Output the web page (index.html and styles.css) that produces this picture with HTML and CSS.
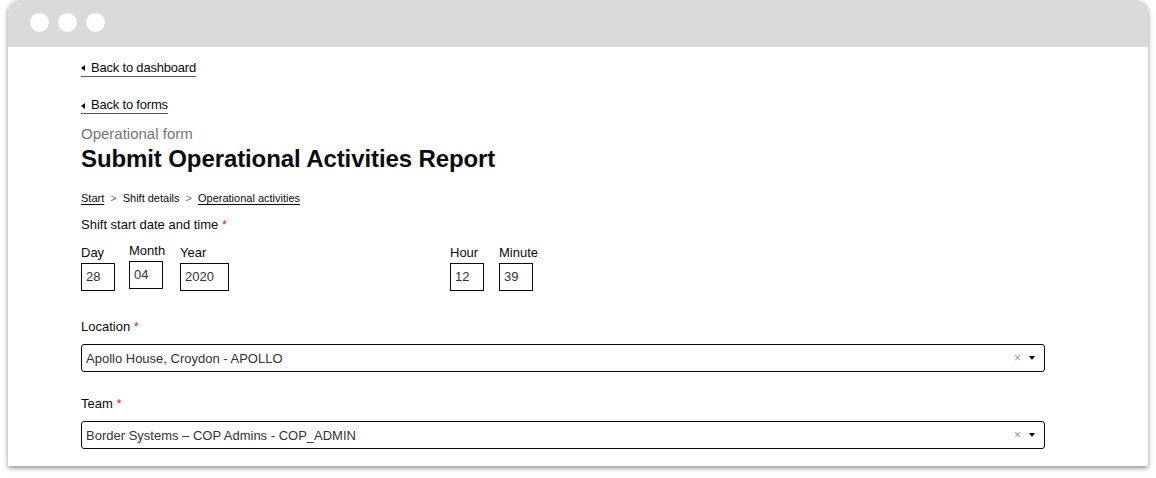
FILE: index.html
```html
<!DOCTYPE html>
<html lang="en">
<head>
<meta charset="utf-8">
<title>Submit Operational Activities Report</title>
<link rel="stylesheet" href="styles.css">
</head>
<body>
<div class="window">
  <div class="titlebar">
    <span class="dot"></span><span class="dot"></span><span class="dot"></span>
  </div>
  <div class="content">
    <div class="back back-first"><a class="back-link" href="#"><span class="tri"></span>Back to dashboard</a></div>
    <div class="back back-second"><a class="back-link" href="#"><span class="tri"></span>Back to forms</a></div>
    <div class="caption">Operational form</div>
    <h1 class="title">Submit Operational Activities Report</h1>
    <nav class="crumbs">
      <a href="#" class="crumb-link">Start</a>
      <span class="chev">&gt;</span>
      <span class="crumb">Shift details</span>
      <span class="chev">&gt;</span>
      <a href="#" class="crumb-link">Operational activities</a>
    </nav>
    <div class="label label-shift">Shift start date and time <span class="req">*</span></div>
    <div class="datetime">
      <div class="date-group">
        <div class="field field-day">
          <div class="sub-label">Day</div>
          <div class="box box-2">28</div>
        </div>
        <div class="field field-month">
          <div class="sub-label">Month</div>
          <div class="box box-2">04</div>
        </div>
        <div class="field field-year">
          <div class="sub-label">Year</div>
          <div class="box box-4">2020</div>
        </div>
      </div>
      <div class="time-group">
        <div class="field field-hour">
          <div class="sub-label">Hour</div>
          <div class="box box-2">12</div>
        </div>
        <div class="field field-minute">
          <div class="sub-label">Minute</div>
          <div class="box box-2">39</div>
        </div>
      </div>
    </div>
    <div class="label label-location">Location <span class="req">*</span></div>
    <div class="select">
      <span class="select-value">Apollo House, Croydon - APOLLO</span>
      <span class="select-clear">×</span>
      <span class="select-arrow"></span>
    </div>
    <div class="label label-team">Team <span class="req">*</span></div>
    <div class="select">
      <span class="select-value">Border Systems – COP Admins - COP_ADMIN</span>
      <span class="select-clear">×</span>
      <span class="select-arrow"></span>
    </div>
  </div>
</div>
</body>
</html>
```
FILE: styles.css
```css
* { box-sizing: border-box; }
html, body { margin: 0; padding: 0; background: #ffffff; }
body {
  font-family: "Liberation Sans", Arial, sans-serif;
  color: #0b0c0c;
  width: 1156px;
  height: 478px;
  overflow: hidden;
}
.window {
  margin-left: 8px;
  width: 1140px;
  border-radius: 12px 12px 0 0;
  background: #ffffff;
  box-shadow: 0 2px 5px rgba(0, 0, 0, 0.45);
  overflow: hidden;
}
.titlebar {
  height: 47px;
  background: #dadada;
  display: flex;
  align-items: center;
  gap: 9px;
  padding-left: 22px;
  padding-bottom: 3px;
}
.dot {
  width: 19px;
  height: 19px;
  border-radius: 50%;
  background: #ffffff;
}
.content {
  padding: 12px 0 17px 73px;
}
.back { font-size: 13px; line-height: 16px; letter-spacing: -0.2px; }
.back-second { margin-top: 20px; }
.back-link {
  display: inline-flex;
  align-items: center;
  color: #0b0c0c;
  text-decoration: none;
  border-bottom: 1px solid #505a5f;
  height: 17px;
}
.tri {
  width: 0;
  height: 0;
  border-top: 3px solid transparent;
  border-bottom: 3px solid transparent;
  border-right: 4px solid #0b0c0c;
  margin-right: 6px;
  margin-top: 1px;
}
.caption {
  margin-top: 11px;
  font-size: 15px;
  line-height: 18px;
  color: #6f777b;
}
.title {
  margin: 3px 0 0 0;
  font-size: 24px;
  line-height: 26px;
  font-weight: 700;
  letter-spacing: -0.1px;
}
.crumbs {
  margin-top: 19px;
  font-size: 11px;
  line-height: 14px;
  display: flex;
  gap: 5px;
}
.crumb-link { color: #0b0c0c; text-decoration: underline; text-underline-offset: 2px; }
.chev { color: #6f777b; margin: 0 1px; }
.label {
  font-size: 13px;
  line-height: 16px;
}
.req { color: #d4351c; }
.label-shift { margin-top: 12px; }
.datetime {
  display: flex;
  margin-top: 12px;
  gap: 221px;
}
.date-group, .time-group { display: flex; }
.date-group { gap: 14px; }
.field { flex: none; }
.field-day, .field-month, .field-hour, .field-minute { width: 34px; }
.field-year { width: 49px; margin-left: 3px; }
.field-month { margin-top: -2px; }
.time-group { gap: 15px; }
.sub-label { font-size: 13px; line-height: 16px; margin-bottom: 2px; white-space: nowrap; }
.box {
  height: 28px;
  border: 1.5px solid #0b0c0c;
  font-size: 13px;
  line-height: 25px;
  padding-left: 4px;
  color: #333;
}
.box-2 { width: 34px; }
.box-4 { width: 49px; }
.label-location { margin-top: 28px; }
.label-team { margin-top: 24px; }
.select {
  margin-top: 9px;
  width: 964px;
  height: 28px;
  border: 1.5px solid #0b0c0c;
  border-radius: 3px;
  display: flex;
  align-items: center;
  padding: 0 9px 0 4px;
  font-size: 13px;
  color: #333;
}
.select-value { flex: 1; }
.select-clear { color: #999; font-size: 12px; margin-right: 8px; }
.select-arrow {
  width: 0;
  height: 0;
  border-left: 3px solid transparent;
  border-right: 3px solid transparent;
  border-top: 4px solid #0b0c0c;
}
```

----

> _Your task_
Without including any pictures, reproduce the listing exactly.

> _Answer to this exercise_
Output the web page (index.html and styles.css) that produces this picture with HTML and CSS.
FILE: index.html
```html
<!DOCTYPE html>
<html lang="en">
<head>
<meta charset="utf-8">
<title>Submit Operational Activities Report</title>
<link rel="stylesheet" href="styles.css">
</head>
<body>
<div class="window">
  <div class="titlebar">
    <span class="dot"></span><span class="dot"></span><span class="dot"></span>
  </div>
  <div class="content">
    <div class="back back-first"><a class="back-link" href="#"><span class="tri"></span>Back to dashboard</a></div>
    <div class="back back-second"><a class="back-link" href="#"><span class="tri"></span>Back to forms</a></div>
    <div class="caption">Operational form</div>
    <h1 class="title">Submit Operational Activities Report</h1>
    <nav class="crumbs">
      <a href="#" class="crumb-link">Start</a>
      <span class="chev">&gt;</span>
      <span class="crumb">Shift details</span>
      <span class="chev">&gt;</span>
      <a href="#" class="crumb-link">Operational activities</a>
    </nav>
    <div class="label label-shift">Shift start date and time <span class="req">*</span></div>
    <div class="datetime">
      <div class="date-group">
        <div class="field field-day">
          <div class="sub-label">Day</div>
          <div class="box box-2">28</div>
        </div>
        <div class="field field-month">
          <div class="sub-label">Month</div>
          <div class="box box-2">04</div>
        </div>
        <div class="field field-year">
          <div class="sub-label">Year</div>
          <div class="box box-4">2020</div>
        </div>
      </div>
      <div class="time-group">
        <div class="field field-hour">
          <div class="sub-label">Hour</div>
          <div class="box box-2">12</div>
        </div>
        <div class="field field-minute">
          <div class="sub-label">Minute</div>
          <div class="box box-2">39</div>
        </div>
      </div>
    </div>
    <div class="label label-location">Location <span class="req">*</span></div>
    <div class="select">
      <span class="select-value">Apollo House, Croydon - APOLLO</span>
      <span class="select-clear">×</span>
      <span class="select-arrow"></span>
    </div>
    <div class="label label-team">Team <span class="req">*</span></div>
    <div class="select">
      <span class="select-value">Border Systems – COP Admins - COP_ADMIN</span>
      <span class="select-clear">×</span>
      <span class="select-arrow"></span>
    </div>
  </div>
</div>
</body>
</html>
```
FILE: styles.css
```css
* { box-sizing: border-box; }
html, body { margin: 0; padding: 0; background: #ffffff; }
body {
  font-family: "Liberation Sans", Arial, sans-serif;
  color: #0b0c0c;
  width: 1156px;
  height: 478px;
  overflow: hidden;
}
.window {
  margin-left: 8px;
  width: 1140px;
  border-radius: 12px 12px 0 0;
  background: #ffffff;
  box-shadow: 0 2px 5px rgba(0, 0, 0, 0.45);
  overflow: hidden;
}
.titlebar {
  height: 47px;
  background: #dadada;
  display: flex;
  align-items: center;
  gap: 9px;
  padding-left: 22px;
  padding-bottom: 3px;
}
.dot {
  width: 19px;
  height: 19px;
  border-radius: 50%;
  background: #ffffff;
}
.content {
  padding: 12px 0 17px 73px;
}
.back { font-size: 13px; line-height: 16px; letter-spacing: -0.2px; }
.back-second { margin-top: 20px; }
.back-link {
  display: inline-flex;
  align-items: center;
  color: #0b0c0c;
  text-decoration: none;
  border-bottom: 1px solid #505a5f;
  height: 17px;
}
.tri {
  width: 0;
  height: 0;
  border-top: 3px solid transparent;
  border-bottom: 3px solid transparent;
  border-right: 4px solid #0b0c0c;
  margin-right: 6px;
  margin-top: 1px;
}
.caption {
  margin-top: 11px;
  font-size: 15px;
  line-height: 18px;
  color: #6f777b;
}
.title {
  margin: 3px 0 0 0;
  font-size: 24px;
  line-height: 26px;
  font-weight: 700;
  letter-spacing: -0.1px;
}
.crumbs {
  margin-top: 19px;
  font-size: 11px;
  line-height: 14px;
  display: flex;
  gap: 5px;
}
.crumb-link { color: #0b0c0c; text-decoration: underline; text-underline-offset: 2px; }
.chev { color: #6f777b; margin: 0 1px; }
.label {
  font-size: 13px;
  line-height: 16px;
}
.req { color: #d4351c; }
.label-shift { margin-top: 12px; }
.datetime {
  display: flex;
  margin-top: 12px;
  gap: 221px;
}
.date-group, .time-group { display: flex; }
.date-group { gap: 14px; }
.field { flex: none; }
.field-day, .field-month, .field-hour, .field-minute { width: 34px; }
.field-year { width: 49px; margin-left: 3px; }
.field-month { margin-top: -2px; }
.time-group { gap: 15px; }
.sub-label { font-size: 13px; line-height: 16px; margin-bottom: 2px; white-space: nowrap; }
.box {
  height: 28px;
  border: 1.5px solid #0b0c0c;
  font-size: 13px;
  line-height: 25px;
  padding-left: 4px;
  color: #333;
}
.box-2 { width: 34px; }
.box-4 { width: 49px; }
.label-location { margin-top: 28px; }
.label-team { margin-top: 24px; }
.select {
  margin-top: 9px;
  width: 964px;
  height: 28px;
  border: 1.5px solid #0b0c0c;
  border-radius: 3px;
  display: flex;
  align-items: center;
  padding: 0 9px 0 4px;
  font-size: 13px;
  color: #333;
}
.select-value { flex: 1; }
.select-clear { color: #999; font-size: 12px; margin-right: 8px; }
.select-arrow {
  width: 0;
  height: 0;
  border-left: 3px solid transparent;
  border-right: 3px solid transparent;
  border-top: 4px solid #0b0c0c;
}
```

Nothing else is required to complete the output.